The nine-point pledge covers a wide range of potentially questionable conduct, from the personal — “I will take responsibility for my actions both public and private” — to the purely professional. The most controversial requirement prevents city employees from turning into lobbyists by requiring a one-year grace period before they can advocate for funds in front of bodies in which they previously served.
New Haven Mayor John DeStefano Jr. said the pledge, which his top staff said had been a long time coming, is meant in part to bolster public confidence in New Haven’s elected and non-elected leaders.
“It inspires people’s confidence in the job we do here,” DeStefano said in the Mayor’s Office conference room, just before announcing that the first round of commissioners would sign their pledges. Then he turned and asked for one himself.
“Do you have one for me, Derek?” DeStefano said to his spokesman Derek Slap.
Within seconds, the mayor had signed his own pledge — which, if violated, could “result in corrective action being taken by Mayor John DeStefano.”

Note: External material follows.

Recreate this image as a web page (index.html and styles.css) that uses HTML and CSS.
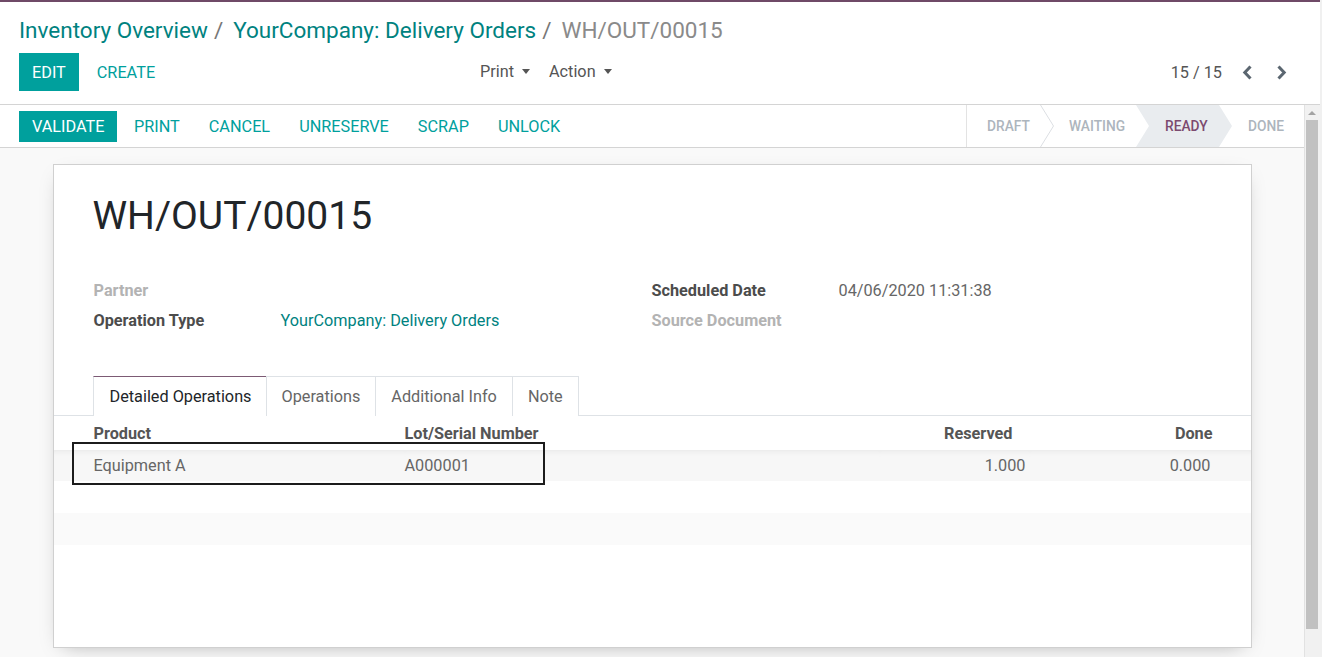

The “City of New Haven Department Head Ethics Pledge,” as it is officially called, differs significantly from ethics oaths in other cities. For instance, Los Angeles’ ethics pledge calls for employees to act in the public interest, avoid conflicts of interests, comply with all laws and disclose information about conduct upon request.
New Haven’s new pledge includes all of those provisions — almost verbatim and in the same order — but DeStefano added five more, perhaps as a result of recent scandals involving city employees. In August, Ward 1 Alderman Nick Shalek ’05 was arrested for an altercation outside the Salty Dog Saloon, though charges were later dropped. A month later, a federal judge convicted former Ward 28 Alderwoman Barbara Rawls-Ivy of stealing nearly $50,000 in grant funds meant to help city public housing tenants, and Ward 22 Alderman Rev. Drew King was arrested in December in a continuing scandal for allegedly pushing and choking a woman at a Dixwell “sober house.”

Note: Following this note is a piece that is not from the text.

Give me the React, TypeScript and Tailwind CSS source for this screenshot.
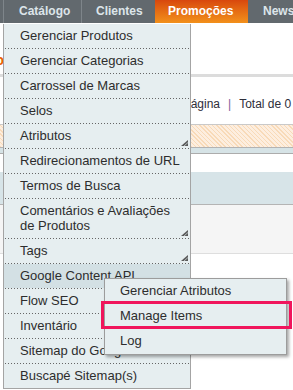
import type { ReactNode } from "react"

const items: { label: ReactNode; tall?: boolean; arrow?: boolean; active?: boolean }[] = [
  { label: "Gerenciar Produtos" },
  { label: "Gerenciar Categorias" },
  { label: "Carrossel de Marcas" },
  { label: "Selos" },
  { label: "Atributos", arrow: true },
  { label: "Redirecionamentos de URL" },
  { label: "Termos de Busca" },
  {
    label: (
      <>
        Comentários e Avaliações
        <br />
        de Produtos
      </>
    ),
    tall: true,
    arrow: true,
  },
  { label: "Tags", arrow: true },
  { label: "Google Content API", active: true, arrow: true },
  { label: "Flow SEO" },
  { label: "Inventário" },
  { label: "Sitemap do Google" },
  { label: "Buscapé Sitemap(s)" },
]

const subItems = ["Gerenciar Atributos", "Manage Items", "Log"]

function Dots() {
  return (
    <div className="mx-[1px] h-px shrink-0 bg-[linear-gradient(to_right,#666_1px,transparent_1px)] bg-[length:3px_1px]" />
  )
}

function Corner() {
  return (
    <svg
      width="7"
      height="6"
      viewBox="0 0 7 6"
      className="absolute right-[2px] bottom-[2px]"
    >
      <polygon points="0,6 7,0 7,6" fill="#5a5a5a" />
      <line x1="3" y1="6" x2="7" y2="2.5" stroke="#c9d3d6" strokeWidth="0.8" />
    </svg>
  )
}

function Tab({
  children,
  className,
}: {
  children: ReactNode
  className: string
}) {
  return (
    <div
      className={`flex h-full shrink-0 items-start pt-[2px] font-bold text-[12px] leading-[18px] ${className}`}
    >
      {children}
    </div>
  )
}

export default function App() {
  return (
    <div className="relative h-[390px] w-[293px] overflow-hidden bg-white font-['Liberation_Sans',Arial,sans-serif]">
      {/* top nav */}
      <div className="flex h-[23px] bg-[#62696e]">
        <div className="w-[3px] shrink-0" />
        <Tab className="w-[78px] border-l border-[#7e858a] pl-[15px] text-[#dde5ea]">
          Catálogo
        </Tab>
        <Tab className="w-[74px] border-l border-[#7e858a] pl-[14px] text-[#dde5ea]">
          Clientes
        </Tab>
        <Tab className="w-[93px] bg-linear-to-b from-[#d8470d] to-[#f2901b] pl-[13px] text-white">
          Promoções
        </Tab>
        <Tab className="flex-1 pl-[15px] text-[#dde5ea] whitespace-nowrap">News</Tab>
      </div>

      {/* page behind the menu */}
      <div className="flex flex-col">
        <div className="flex h-[51px] items-start pt-[30px]">
          <div className="flex w-[4px] justify-end overflow-hidden font-bold text-[#eb5e00] text-[14px] leading-[14px]">
            o
          </div>
        </div>
        <div className="h-[3px] bg-[#dcdcdc]" />
        <div className="flex h-[47px] items-start whitespace-nowrap pt-[20px] pl-[184px] text-[#2e2e3a] text-[12px] leading-[14px]">
          página
          <span className="px-[8px] text-[#7d5a9c]">|</span>
          Total de 0 registros encontrados
        </div>
        <div className="h-px bg-[#c9c9c9]" />
        <div className="h-[22px] bg-[#fde9d2] bg-[repeating-linear-gradient(45deg,#f8dab8_0px,#f8dab8_1px,#fdeedf_1px,#fdeedf_3px)]" />
        <div className="h-px bg-[#b3b3b3]" />
        <div className="h-[5px] bg-[#d6e3e6]" />
        <div className="h-px bg-[#acacac]" />
        <div className="h-[18px] bg-white" />
        <div className="h-[32px] bg-[#d7e4e8]" />
        <div className="h-px bg-[#b4b4b4]" />
        <div className="h-[48px] bg-[#f5f5f5]" />
        <div className="h-px bg-[#dedede]" />
      </div>

      {/* dropdown */}
      <div className="absolute top-[24px] left-[3px] flex w-[188px] flex-col border-[#a4a4a4] border-x border-b bg-[#e6eef0] text-[#2d2d2d] text-[13px]">
        {items.map((item, i) => (
          <div key={i} className="flex flex-col">
            <div
              className={`relative whitespace-nowrap pl-[16px] ${
                item.tall ? "h-[39px] pt-[4px] leading-[15px]" : "h-[24px] leading-[23px]"
              } ${item.active ? "bg-[#d3e0e4]" : ""}`}
            >
              {item.label}
              {item.arrow && <Corner />}
            </div>
            {i < items.length - 1 && <Dots />}
          </div>
        ))}
      </div>

      {/* submenu */}
      <div className="absolute top-[278px] left-[104px] flex w-[183px] flex-col border border-[#9c9c9c] bg-[#e6eef0] text-[#2d2d2d] text-[13px] shadow-[2px_2px_3px_rgba(0,0,0,0.35)]">
        {subItems.map((label) => (
          <div key={label} className="h-[25px] pl-[15px] leading-[24px]">
            {label}
          </div>
        ))}
      </div>

      {/* highlight annotation */}
      <div className="absolute top-[301px] left-[101px] h-[28px] w-[191px] border-[#f0155c] border-[3px]" />
    </div>
  )
}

“I will not use city resources for personal or political gain,” the pledge reads. “I will take responsibility to explain clearly, when I express my personal opinion, that is my personal opinion and not an official position … [I will] not exceed or appear to exceed my authority.”
Rob Smuts ’01, DeStefano’s deputy chief of staff, said recent allegations surrounding King’s multiple arrests did not fuel DeStefano’s decision to hold the signing this month. DeStefano said he has no plans to require members of the Board of Aldermen to sign an ethics pledge, as City Hall lacks legal jurisdiction over the body.

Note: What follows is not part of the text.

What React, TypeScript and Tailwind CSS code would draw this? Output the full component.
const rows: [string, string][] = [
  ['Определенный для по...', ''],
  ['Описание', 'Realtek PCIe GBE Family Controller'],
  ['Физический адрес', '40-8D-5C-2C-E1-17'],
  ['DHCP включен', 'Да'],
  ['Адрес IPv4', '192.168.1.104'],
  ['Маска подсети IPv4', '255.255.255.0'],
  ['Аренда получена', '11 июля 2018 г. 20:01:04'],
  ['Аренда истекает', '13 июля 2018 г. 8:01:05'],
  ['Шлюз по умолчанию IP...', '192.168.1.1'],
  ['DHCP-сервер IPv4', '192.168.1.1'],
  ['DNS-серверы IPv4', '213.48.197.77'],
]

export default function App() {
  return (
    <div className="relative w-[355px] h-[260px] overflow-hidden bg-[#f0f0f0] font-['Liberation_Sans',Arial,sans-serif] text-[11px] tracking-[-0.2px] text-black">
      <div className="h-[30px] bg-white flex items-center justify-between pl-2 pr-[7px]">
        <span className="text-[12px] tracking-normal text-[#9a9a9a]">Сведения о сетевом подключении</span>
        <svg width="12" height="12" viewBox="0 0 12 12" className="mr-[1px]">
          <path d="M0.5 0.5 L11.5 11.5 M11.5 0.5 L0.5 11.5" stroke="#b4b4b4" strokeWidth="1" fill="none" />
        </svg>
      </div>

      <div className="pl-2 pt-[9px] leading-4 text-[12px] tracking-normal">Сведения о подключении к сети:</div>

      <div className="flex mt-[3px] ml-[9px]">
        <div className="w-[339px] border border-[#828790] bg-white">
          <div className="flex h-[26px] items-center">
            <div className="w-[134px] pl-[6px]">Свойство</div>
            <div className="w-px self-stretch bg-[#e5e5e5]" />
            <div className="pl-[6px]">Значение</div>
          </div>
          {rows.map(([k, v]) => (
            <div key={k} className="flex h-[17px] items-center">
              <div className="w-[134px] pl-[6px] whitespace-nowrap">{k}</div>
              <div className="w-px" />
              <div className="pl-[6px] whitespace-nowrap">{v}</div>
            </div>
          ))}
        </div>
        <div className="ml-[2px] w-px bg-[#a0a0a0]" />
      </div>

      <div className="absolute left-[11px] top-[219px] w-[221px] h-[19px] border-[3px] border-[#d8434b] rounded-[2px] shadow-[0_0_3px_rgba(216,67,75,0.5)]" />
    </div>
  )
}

But in recent weeks, DeStefano has begun to indicate that he thinks King should step down. He suggested Thursday that he was particularly disappointed with King’s handling of the incident, comparing it to State Rep. Pat Dillon’s D.U.I. arrest. Dillon admitted guilt within a day and made plans to enter a rehabilitation program.
“He’s gotta look hard” at his options, DeStefano said Thursday. “Right now, I’m saying what I’m saying.”
King said he hasn’t yet spoken with DeStefano but plans to do so soon.
“Me and John haven’t sat down as of yet,” King said Thursday night. “We will sit down. He’s a blessing to me.”
New Haven Police Department Chief Francisco Ortiz — who faced stern ultimatums from city aldermen on Monday to improve the attitude and efficiency of his department or lose city funding — said he sees the pledge as a “reaffirmation” of already ingrained high standards, rather than something that will have a tangible effect on his department’s conduct.
“It’s more than just a symbol,” Ortiz said. “It holds us honest and it holds us accountable.”